加賀の第一次攻撃隊は零戦と艦爆たから、次の攻撃隊に残っているのは零戦と艦攻である。第一次「・・・攻撃隊発進後『加賀』艦上は、上空直掩機の交代機発進、第二次攻撃隊の準備も終わり・・・」とある。直掩機が交代で発着艦を繰り返しているから飛行甲板には準備が整った第二次攻撃隊はおらず、格納庫にいたことになる。

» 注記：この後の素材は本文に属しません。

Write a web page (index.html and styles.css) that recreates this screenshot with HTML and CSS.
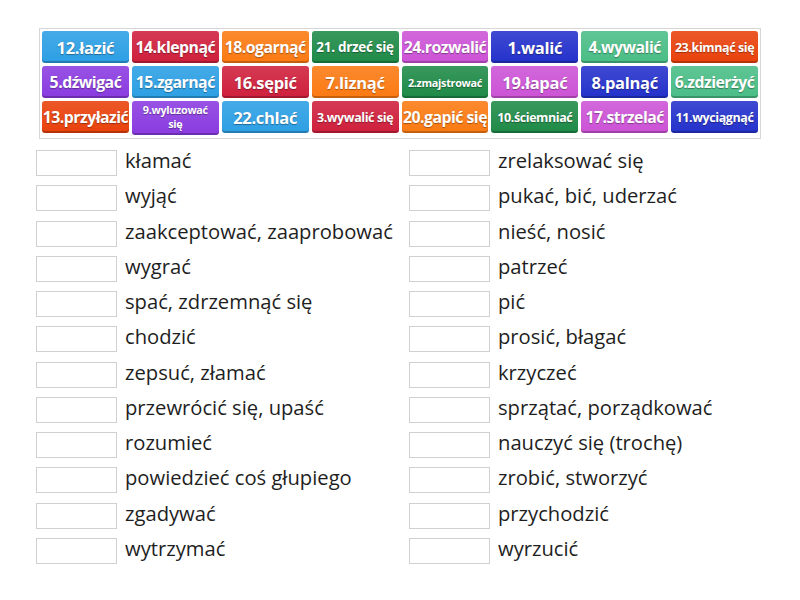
FILE: index.html
```html
<!DOCTYPE html>
<html lang="pl">
  <head>
    <meta charset="UTF-8" />
    <meta name="viewport" content="width=device-width, initial-scale=1.0" />
    <title>Dopasuj słowa</title>
    <link rel="stylesheet" href="styles.css">
  </head>
  <body>
    <div class="page">
      <!-- Word tiles to drag -->
      <div class="tiles">
        <div class="tile sky">12.łazić</div>
        <div class="tile crimson md">14.klepnąć</div>
        <div class="tile orange md">18.ogarnąć</div>
        <div class="tile green sm">21. drzeć się</div>
        <div class="tile pink md">24.rozwalić</div>
        <div class="tile blue">1.walić</div>
        <div class="tile mint md">4.wywalić</div>
        <div class="tile flame xs">23.kimnąć się</div>

        <div class="tile violet md">5.dźwigać</div>
        <div class="tile sky md">15.zgarnąć</div>
        <div class="tile crimson">16.sępić</div>
        <div class="tile orange">7.liznąć</div>
        <div class="tile green xxs">2.zmajstrować</div>
        <div class="tile pink">19.łapać</div>
        <div class="tile blue">8.palnąć</div>
        <div class="tile mint md">6.zdzierżyć</div>

        <div class="tile flame md">13.przyłazić</div>
        <div class="tile violet xxs two">9.wyluzować<br />się</div>
        <div class="tile sky">22.chlać</div>
        <div class="tile crimson xs">3.wywalić się</div>
        <div class="tile orange md">20.gapić się</div>
        <div class="tile green xs">10.ściemniać</div>
        <div class="tile pink md">17.strzelać</div>
        <div class="tile blue xs">11.wyciągnąć</div>
      </div>

      <!-- Drop targets with meanings -->
      <div class="answers">
        <div class="row"><span class="slot"></span><span class="word">kłamać</span></div>
        <div class="row"><span class="slot"></span><span class="word">zrelaksować się</span></div>
        <div class="row"><span class="slot"></span><span class="word">wyjąć</span></div>
        <div class="row"><span class="slot"></span><span class="word">pukać, bić, uderzać</span></div>
        <div class="row"><span class="slot"></span><span class="word">zaakceptować, zaaprobować</span></div>
        <div class="row"><span class="slot"></span><span class="word">nieść, nosić</span></div>
        <div class="row"><span class="slot"></span><span class="word">wygrać</span></div>
        <div class="row"><span class="slot"></span><span class="word">patrzeć</span></div>
        <div class="row"><span class="slot"></span><span class="word">spać, zdrzemnąć się</span></div>
        <div class="row"><span class="slot"></span><span class="word">pić</span></div>
        <div class="row"><span class="slot"></span><span class="word">chodzić</span></div>
        <div class="row"><span class="slot"></span><span class="word">prosić, błagać</span></div>
        <div class="row"><span class="slot"></span><span class="word">zepsuć, złamać</span></div>
        <div class="row"><span class="slot"></span><span class="word">krzyczeć</span></div>
        <div class="row"><span class="slot"></span><span class="word">przewrócić się, upaść</span></div>
        <div class="row"><span class="slot"></span><span class="word">sprzątać, porządkować</span></div>
        <div class="row"><span class="slot"></span><span class="word">rozumieć</span></div>
        <div class="row"><span class="slot"></span><span class="word">nauczyć się (trochę)</span></div>
        <div class="row"><span class="slot"></span><span class="word">powiedzieć coś głupiego</span></div>
        <div class="row"><span class="slot"></span><span class="word">zrobić, stworzyć</span></div>
        <div class="row"><span class="slot"></span><span class="word">zgadywać</span></div>
        <div class="row"><span class="slot"></span><span class="word">przychodzić</span></div>
        <div class="row"><span class="slot"></span><span class="word">wytrzymać</span></div>
        <div class="row"><span class="slot"></span><span class="word">wyrzucić</span></div>
      </div>
    </div>
  </body>
</html>
```

FILE: styles.css
```css
/* General Styling */
body {
  margin: 0;
  padding: 0;
  background: #fff;
  font-family: "Open Sans", "Noto Sans", sans-serif;
  color: #222;
}

.page {
  width: 746px;
  padding: 28px 0 0 36px;
}

/* Tile Tray */
.tiles {
  width: 716px;
  margin-left: 3px;
  padding: 2px 2px 3px 2px;
  border: 1px solid #d6d6d6;
  display: grid;
  grid-template-columns: repeat(8, 1fr);
  gap: 3px;
}

.tile {
  height: 32px;
  overflow: hidden;
  display: flex;
  align-items: center;
  justify-content: center;
  text-align: center;
  border-radius: 3px;
  color: #fff;
  font-weight: 700;
  font-size: 16.5px;
  letter-spacing: -0.3px;
  white-space: nowrap;
  text-shadow: 0 1px 1px rgba(0, 0, 0, 0.35);
  box-shadow: inset 0 -2px 0 rgba(0, 0, 0, 0.22);
  background-image: linear-gradient(rgba(255, 255, 255, 0.12), rgba(255, 255, 255, 0));
}

.tile.md { font-size: 15.8px; letter-spacing: -0.5px; }
.tile.sm { font-size: 13.5px; }
.tile.xs { font-size: 12.5px; letter-spacing: -0.4px; }
.tile.xxs { font-size: 10.8px; letter-spacing: -0.3px; }
.tile.two { line-height: 14px; padding-bottom: 2px; }

/* Tile colours */
.sky { background-color: #2c9fe4; }
.crimson { background-color: #cf1f3c; }
.orange { background-color: #fb7a12; }
.green { background-color: #1e8a47; }
.pink { background-color: #cc53d6; }
.blue { background-color: #2431cb; }
.mint { background-color: #4abd86; }
.flame { background-color: #e9410b; }
.violet { background-color: #8a3be0; }

/* Answer Rows */
.answers {
  margin-top: 11px;
  display: grid;
  grid-template-columns: 373px 373px;
  grid-auto-rows: 35.25px;
}

.row {
  display: flex;
  align-items: flex-start;
}

.slot {
  flex: none;
  width: 79px;
  height: 24px;
  border: 1px solid #d0d0d0;
  background: #fff;
}

.word {
  margin-left: 8px;
  font-size: 20.2px;
  line-height: 22px;
  margin-top: -1px;
  color: #1e1e1e;
  white-space: nowrap;
}
```
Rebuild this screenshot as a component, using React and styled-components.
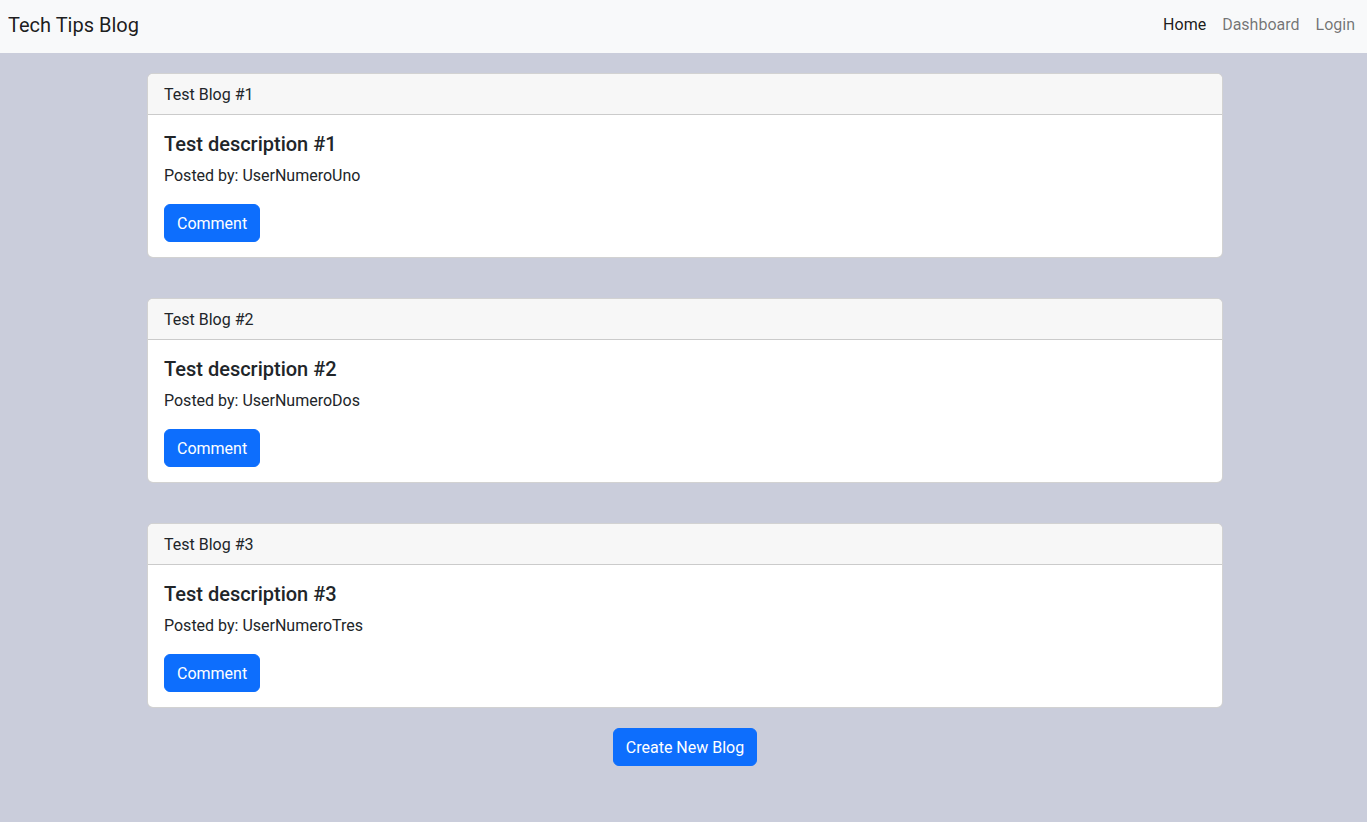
import { styled, createGlobalStyle } from "styled-components";

const GlobalStyle = createGlobalStyle`
    * { box-sizing: border-box; }
    body {
        margin: 0;
        background-color: #cacddb;
        font-family: Roboto, "Liberation Sans", sans-serif;
        color: #212529;
        font-size: 16px;
        line-height: 1.5;
    }
`;

const blogs = [
    { title: "Test Blog #1", description: "Test description #1", author: "UserNumeroUno" },
    { title: "Test Blog #2", description: "Test description #2", author: "UserNumeroDos" },
    { title: "Test Blog #3", description: "Test description #3", author: "UserNumeroTres" },
];

export default function App() {
    return (
        <>
            <GlobalStyle />
            <Navbar>
                <Brand>Tech Tips Blog</Brand>
                <NavLinks>
                    <NavLink $active>Home</NavLink>
                    <NavLink>Dashboard</NavLink>
                    <NavLink>Login</NavLink>
                </NavLinks>
            </Navbar>
            <Main>
                {blogs.map((blog) => (
                    <Card key={blog.title}>
                        <CardHeader>{blog.title}</CardHeader>
                        <CardBody>
                            <CardTitle>{blog.description}</CardTitle>
                            <CardText>Posted by: {blog.author}</CardText>
                            <Button>Comment</Button>
                        </CardBody>
                    </Card>
                ))}
                <CreateRow>
                    <Button>Create New Blog</Button>
                </CreateRow>
            </Main>
        </>
    );
}

const Navbar = styled.nav`
    height: 53px;
    background-color: #f8f9fa;
    display: flex;
    align-items: center;
    justify-content: space-between;
    padding: 0 4px 3px 8px;
`;

const Brand = styled.span`
    font-size: 20px;
    line-height: 30px;
    color: rgba(0, 0, 0, 0.9);
`;

const NavLinks = styled.div`
    display: flex;
`;

const NavLink = styled.span`
    padding: 8px;
    color: ${(p) => (p.$active ? "rgba(0, 0, 0, 0.9)" : "rgba(0, 0, 0, 0.55)")};
`;

const Main = styled.main`
    display: flex;
    flex-direction: column;
    gap: 40px;
    padding: 20px 144px 40px 147px;
`;

const Card = styled.div`
    background-color: #fff;
    border: 1px solid rgba(0, 0, 0, 0.175);
    border-radius: 6px;
    overflow: hidden;
`;

const CardHeader = styled.div`
    padding: 9px 16px 7px;
    background-color: #f7f7f7;
    border-bottom: 1px solid rgba(0, 0, 0, 0.175);
`;

const CardBody = styled.div`
    padding: 17px 16px 15px;
`;

const CardTitle = styled.h5`
    margin: 0 0 8px;
    font-size: 20px;
    font-weight: 500;
    line-height: 1.2;
`;

const CardText = styled.p`
    margin: 0 0 16px;
`;

const Button = styled.button`
    font-family: inherit;
    font-size: 16px;
    line-height: 1.5;
    padding: 7px 12px 5px;
    border: 1px solid #0d6efd;
    border-radius: 6px;
    background-color: #0d6efd;
    color: #fff;
`;

const CreateRow = styled.div`
    display: flex;
    justify-content: center;
    margin-top: -20px;
`;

しかも前述のようにその後索敵機の報告により雷装に切り替えていた、というのだから、少なくとも加賀の第二次攻撃隊の艦攻は陸上機兵装で、格納庫にいたのである。このことから、少なくとも、加賀は第一次攻撃隊発進後雷装の艦攻隊を飛行甲板に上げ発艦体制にあったというのではない。

 

〈加賀艦攻隊の松山政人氏の証言〉

 松山氏は第一次攻撃隊発進より前に、早朝暗いうちに朝飯も食べずに3時間位索敵して加賀に帰投した。そこで聞いたのは対一次攻撃隊が発進していくらもたたないうちに、小型の艦上機の攻撃を受けて撃退した。氏はミッドウェー島に訓練のためいた艦上機だろうかと推定している。艦上機なのだから近くに敵空母がいるはずだ、という天谷氏の判断とは異なる。事実は最新のアベンジャー雷撃機は少数がミッドウェー島から発進し、旧式のデパステーター雷撃機は母艦から攻撃している。両方あったわけである。

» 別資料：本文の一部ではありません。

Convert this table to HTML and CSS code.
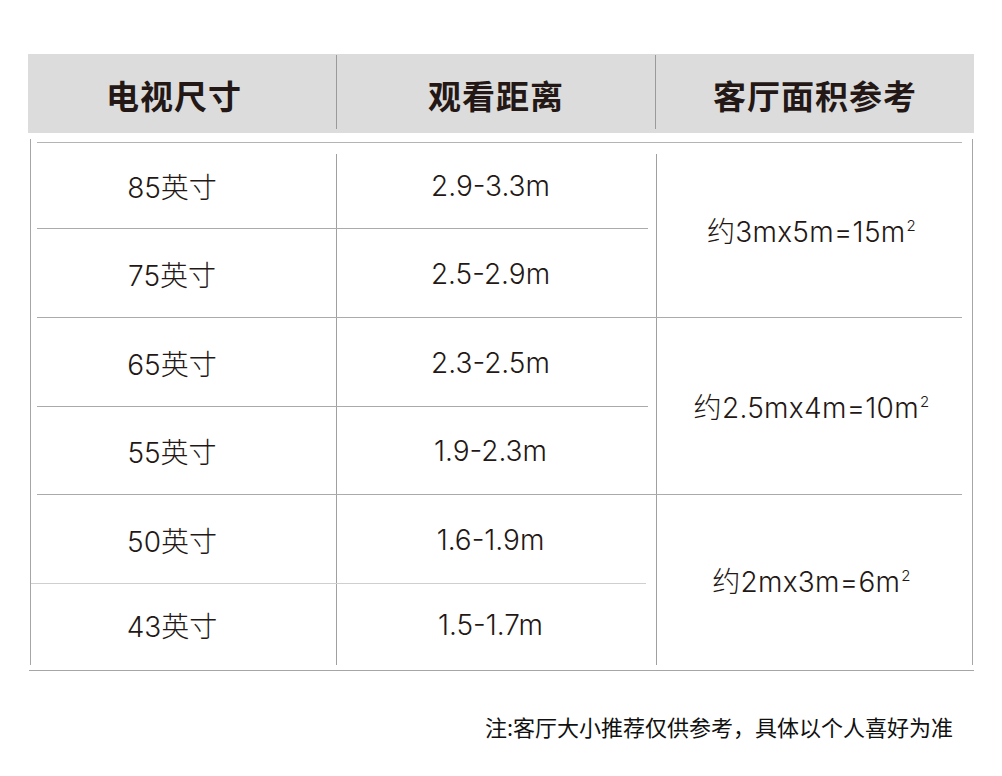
FILE: index.html
```html
<!DOCTYPE html>
<html lang="zh-CN">
<head>
<meta charset="utf-8">
<title>电视尺寸与观看距离</title>
<link rel="stylesheet" href="styles.css">
</head>
<body>
<div class="page">
  <div class="head">
    <div class="hc hc1">电视尺寸</div>
    <div class="hc">观看距离</div>
    <div class="hc">客厅面积参考</div>
  </div>
  <div class="tbl">
    <div class="hl top"></div>
    <div class="vl v1"></div>
    <div class="vl v2"></div>

    <div class="cell s1 y1">85英寸</div>
    <div class="cell s2 y1">2.9-3.3m</div>
    <div class="hl part r3"></div>
    <div class="cell s1 y2">75英寸</div>
    <div class="cell s2 y2">2.5-2.9m</div>
    <div class="cell ar a1"><span>约3mx5m=15m<sup class="sq">2</sup></span></div>

    <div class="hl full r5"></div>
    <div class="cell s1 y3">65英寸</div>
    <div class="cell s2 y3">2.3-2.5m</div>
    <div class="hl part r7"></div>
    <div class="cell s1 y4">55英寸</div>
    <div class="cell s2 y4">1.9-2.3m</div>
    <div class="cell ar a2"><span>约2.5mx4m=10m<sup class="sq">2</sup></span></div>

    <div class="hl full r9"></div>
    <div class="cell s1 y5">50英寸</div>
    <div class="cell s2 y5">1.6-1.9m</div>
    <div class="hl part wide r11"></div>
    <div class="cell s1 y6">43英寸</div>
    <div class="cell s2 y6">1.5-1.7m</div>
    <div class="cell ar a3"><span>约2mx3m=6m<sup class="sq">2</sup></span></div>
  </div>
  <div class="bottom-line"></div>
</div>
<p class="note">注:客厅大小推荐仅供参考，具体以个人喜好为准</p>
</body>
</html>
```

FILE: styles.css
```css
html, body {
  margin: 0;
  padding: 0;
  background: #ffffff;
}
body {
  width: 1002px;
  height: 776px;
  overflow: hidden;
  font-family: Inter, "Noto Sans CJK SC", sans-serif;
  color: #231815;
}
.page {
  padding: 54px 0 0 28px;
}
.head {
  display: grid;
  grid-template-columns: 308px 319px 319px;
  width: 946px;
  height: 79px;
  background: #dcdcdc;
  align-items: start;
}
.hc {
  height: 74px;
  margin-top: 1px;
  box-sizing: border-box;
  padding-top: 6px;
  display: flex;
  align-items: center;
  justify-content: center;
  font-family: "Noto Sans CJK SC", sans-serif;
  font-weight: 700;
  font-size: 33px;
  letter-spacing: 1px;
  color: #231815;
}
.hc + .hc {
  border-left: 1px solid #9a9a9a;
}
.hc1 {
  padding-right: 16px;
}
.tbl {
  margin: 6px 0 0 2px;
  width: 941px;
  border-left: 1px solid #a6a6a6;
  border-right: 1px solid #a6a6a6;
  padding-top: 3px;
  display: grid;
  grid-template-columns: 6px 299px 1px 319px 1px 305px 10px;
  grid-template-rows: 1px 85px 1px 88px 1px 88px 1px 87px 1px 88px 1px 81px;
}
.hl {
  background: #ababab;
  height: 1px;
}
.hl.top { grid-row: 1; grid-column: 2 / 7; background: #b4b4b4; }
.hl.full { grid-column: 2 / 7; }
.hl.part { grid-column: 2 / 5; margin-right: 8px; }
.hl.wide { grid-column: 1 / 5; margin-right: 10px; background: #cfcfcf; }
.r3 { grid-row: 3; }
.r5 { grid-row: 5; }
.r7 { grid-row: 7; }
.r9 { grid-row: 9; }
.r11 { grid-row: 11; }
.vl {
  grid-row: 1 / -1;
  margin-top: 12px;
  background: #a0a0a0;
  width: 1px;
}
.v1 { grid-column: 3; }
.v2 { grid-column: 5; }
.cell {
  display: flex;
  align-items: center;
  justify-content: center;
  font-size: 28px;
  font-weight: 300;
  padding-top: 1px;
  color: #231815;
  white-space: nowrap;
}
.sq {
  font-size: 15px;
  line-height: 0;
  vertical-align: 0.75em;
  margin-left: 1px;
}
.s1 { grid-column: 2; padding-right: 29px; }
.s2 { grid-column: 4; padding-right: 12px; }
.ar { grid-column: 6; padding-top: 0; padding-left: 4px; letter-spacing: 0.3px; }
.y1 { grid-row: 2; }
.y2 { grid-row: 4; }
.y3 { grid-row: 6; }
.y4 { grid-row: 8; }
.y5 { grid-row: 10; }
.y6 { grid-row: 12; }
.a1 { grid-row: 2 / 5; }
.a2 { grid-row: 6 / 9; }
.a3 { grid-row: 10 / 13; }
.bottom-line {
  margin: 5px 0 0 1px;
  width: 945px;
  height: 1px;
  background: #a6a6a6;
}
.note {
  margin: 40px 0 0 0;
  width: 1002px;
  box-sizing: border-box;
  padding-right: 49px;
  text-align: right;
  font-family: "Noto Sans CJK SC", sans-serif;
  font-size: 22px;
  line-height: 30px;
  color: #111111;
}
```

 その後氏が飛行甲板に上がると艦上機の攻撃が始まったが、零戦に撃退された。その時索敵機から敵機動部隊発見の報が入った。「私はいそいで甲板下の格納庫にかけつけ、愛機へ魚雷を装備した。ところが、これらの装備もおわろうとするとき、今度は雷撃中止、爆撃用意という命令である。しかたなく、いま装備したばかりの魚雷を取りはずし、いそいでいるため、魚雷を魚雷庫へもどす暇もなく格納庫においたままで、今度は爆弾庫から八〇〇キロ爆弾を運んできて、爆弾装備に変更したのである。」

この証言では、加賀の艦攻は雷装に転換する前には、爆弾装備をしていたのか、空だったのかはっきりしない。しかし、兵装がない、ということは考えにくいから、陸用爆弾を装備していたのであろう。八〇〇キロ爆弾が爆弾庫にあったのは、雷装への転換時にはゆとりがあったため、外した爆弾を爆弾庫に戻していたと考えればよいのである。

ただし、森村氏の「ミッドウェイ」によれば、兵装転換には雷装から爆装で二時間半もかかるというから、爆装→雷装→爆装などしっかり終えている時間はない可能性が高い。被爆時のいずれの機の兵装は中途半端でばらばらだっただろう。

 

〈証言の総括〉

 阿川氏などによる通説は、待機機は敵空母攻撃兵装をしており、ミッドウェー島第二次攻撃の要有、との無電により、陸上攻撃兵装に転換している時に、索敵機から敵空母発見の報があったため、空母攻撃兵装に戻し攻撃隊を飛行甲板に上げ、発艦を始めた瞬間に被爆した、というものである。

 しかし証言によれば、三空母とも被爆時に、敵空母攻撃隊が発進準備中ではなく、格納庫内にあったということにしかならない。残りの飛龍も三空母の一部の第一次攻撃隊も収容しているから、第二次攻撃隊は格納庫で待機していたのである。

 本項で引用した証言から三空母の状況を推理する。赤城は、米機来週の合間をみて、第一次攻撃隊の多くを収容した直後に被弾した。加賀は連続攻撃をうけていて、ほとんど第一次攻撃隊を収容できなかった。蒼龍は第一次攻撃隊の艦攻だけ収容できたのかもしれないが、防空戦闘機が発着艦している最中に、艦攻が飛行甲板にいた、というのは不可解である。。

 加賀の二人の証言は矛盾している。天谷氏は艦攻への雷装中に被爆し、松山氏は雷装にした後、爆装に転換しているときに被爆したというのである。ただ、天谷氏は発着艦指揮所にいて、松山氏は兵装転換のために格納庫に行った、というから格納庫の様子については松山氏の証言の信憑性が高い。いずれにしても、米軍機の四空母攻撃から、三空母の被弾までの経過は真相がつかみにくい。

 だがこれらの証言で共通しているのは、通説とは異なり、被爆時に敵空母攻撃隊は飛行甲板上ではなく、全て格納庫内にいた、ということである。